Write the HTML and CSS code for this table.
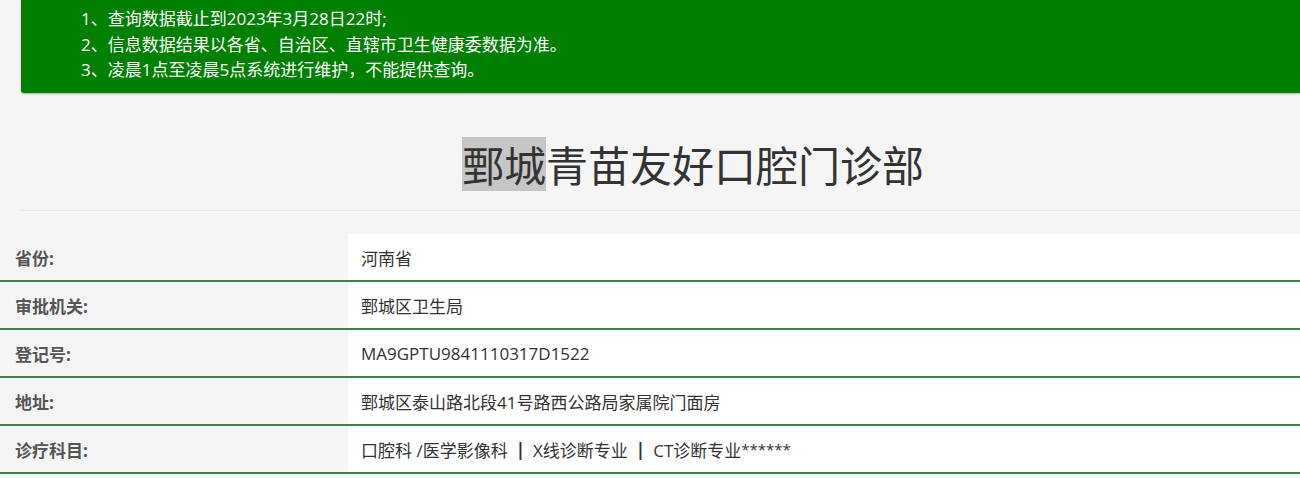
FILE: index.html
```html
<!DOCTYPE html>
<html lang="zh-CN">
<head>
<meta charset="utf-8">
<title>鄄城青苗友好口腔门诊部</title>
<link rel="stylesheet" href="styles.css">
</head>
<body>
<div class="notice">
  <div class="notice-line">1、查询数据截止到2023年3月28日22时;</div>
  <div class="notice-line">2、信息数据结果以各省、自治区、直辖市卫生健康委数据为准。</div>
  <div class="notice-line">3、凌晨1点至凌晨5点系统进行维护，不能提供查询。</div>
</div>
<h1 class="title"><span class="hl">鄄城</span>青苗友好口腔门诊部</h1>
<div class="divider"></div>
<div class="info">
  <div class="row"><div class="label">省份:</div><div class="value">河南省</div></div>
  <div class="row"><div class="label">审批机关:</div><div class="value">鄄城区卫生局</div></div>
  <div class="row"><div class="label">登记号:</div><div class="value">MA9GPTU9841110317D1522</div></div>
  <div class="row"><div class="label">地址:</div><div class="value">鄄城区泰山路北段41号路西公路局家属院门面房</div></div>
  <div class="row"><div class="label">诊疗科目:</div><div class="value">口腔科 /医学影像科<b class="sep">|</b>X线诊断专业<b class="sep">|</b>CT诊断专业<span class="stars">******</span></div></div>
</div>
</body>
</html>
```

FILE: styles.css
```css
html, body {
  margin: 0;
  padding: 0;
}
body {
  background: #f5f5f5;
  font-family: "Open Sans", "Noto Sans CJK SC", sans-serif;
  color: #333;
  overflow: hidden;
}
.notice {
  margin-left: 21px;
  background: #008000;
  color: #fff;
  font-size: 17px;
  line-height: 25.5px;
  padding: 6px 0 10px 60px;
  height: 77px;
  border-bottom-left-radius: 3px;
  box-shadow: 0 1px 2px rgba(0, 80, 0, 0.35);
}
.notice-line {
  white-space: nowrap;
}
.title {
  margin: 44px 0 0 0;
  padding-left: 86px;
  text-align: center;
  font-family: "Noto Sans CJK SC", sans-serif;
  font-size: 42px;
  font-weight: normal;
  line-height: 54px;
  height: 54px;
  color: #333;
}
.hl {
  display: inline-block;
  background: #c6c6c6;
  height: 54px;
  line-height: 54px;
}
.divider {
  margin: 19px 0 0 20px;
  height: 1px;
  background: #eaeaea;
}
.info {
  margin-top: 23px;
}
.row {
  display: flex;
  height: 46px;
  border-bottom: 2px solid #3c7f55;
  font-size: 17px;
}
.label {
  width: 333px;
  padding-left: 15px;
  display: flex;
  align-items: center;
  font-weight: bold;
  color: #555;
}
.value {
  flex: 1;
  background: #fff;
  padding-left: 13px;
  display: flex;
  align-items: center;
  color: #333;
  white-space: pre;
}
.sep {
  margin: 0 8px;
  color: #333;
}
.stars {
  font-size: 15px;
}
```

______________________________

*Instructions to follow*: Copy the whole listing above word for word but do not carry over the pictures.

*Finished answer*:
Write the HTML and CSS code for this table.
FILE: index.html
```html
<!DOCTYPE html>
<html lang="zh-CN">
<head>
<meta charset="utf-8">
<title>鄄城青苗友好口腔门诊部</title>
<link rel="stylesheet" href="styles.css">
</head>
<body>
<div class="notice">
  <div class="notice-line">1、查询数据截止到2023年3月28日22时;</div>
  <div class="notice-line">2、信息数据结果以各省、自治区、直辖市卫生健康委数据为准。</div>
  <div class="notice-line">3、凌晨1点至凌晨5点系统进行维护，不能提供查询。</div>
</div>
<h1 class="title"><span class="hl">鄄城</span>青苗友好口腔门诊部</h1>
<div class="divider"></div>
<div class="info">
  <div class="row"><div class="label">省份:</div><div class="value">河南省</div></div>
  <div class="row"><div class="label">审批机关:</div><div class="value">鄄城区卫生局</div></div>
  <div class="row"><div class="label">登记号:</div><div class="value">MA9GPTU9841110317D1522</div></div>
  <div class="row"><div class="label">地址:</div><div class="value">鄄城区泰山路北段41号路西公路局家属院门面房</div></div>
  <div class="row"><div class="label">诊疗科目:</div><div class="value">口腔科 /医学影像科<b class="sep">|</b>X线诊断专业<b class="sep">|</b>CT诊断专业<span class="stars">******</span></div></div>
</div>
</body>
</html>
```

FILE: styles.css
```css
html, body {
  margin: 0;
  padding: 0;
}
body {
  background: #f5f5f5;
  font-family: "Open Sans", "Noto Sans CJK SC", sans-serif;
  color: #333;
  overflow: hidden;
}
.notice {
  margin-left: 21px;
  background: #008000;
  color: #fff;
  font-size: 17px;
  line-height: 25.5px;
  padding: 6px 0 10px 60px;
  height: 77px;
  border-bottom-left-radius: 3px;
  box-shadow: 0 1px 2px rgba(0, 80, 0, 0.35);
}
.notice-line {
  white-space: nowrap;
}
.title {
  margin: 44px 0 0 0;
  padding-left: 86px;
  text-align: center;
  font-family: "Noto Sans CJK SC", sans-serif;
  font-size: 42px;
  font-weight: normal;
  line-height: 54px;
  height: 54px;
  color: #333;
}
.hl {
  display: inline-block;
  background: #c6c6c6;
  height: 54px;
  line-height: 54px;
}
.divider {
  margin: 19px 0 0 20px;
  height: 1px;
  background: #eaeaea;
}
.info {
  margin-top: 23px;
}
.row {
  display: flex;
  height: 46px;
  border-bottom: 2px solid #3c7f55;
  font-size: 17px;
}
.label {
  width: 333px;
  padding-left: 15px;
  display: flex;
  align-items: center;
  font-weight: bold;
  color: #555;
}
.value {
  flex: 1;
  background: #fff;
  padding-left: 13px;
  display: flex;
  align-items: center;
  color: #333;
  white-space: pre;
}
.sep {
  margin: 0 8px;
  color: #333;
}
.stars {
  font-size: 15px;
}
```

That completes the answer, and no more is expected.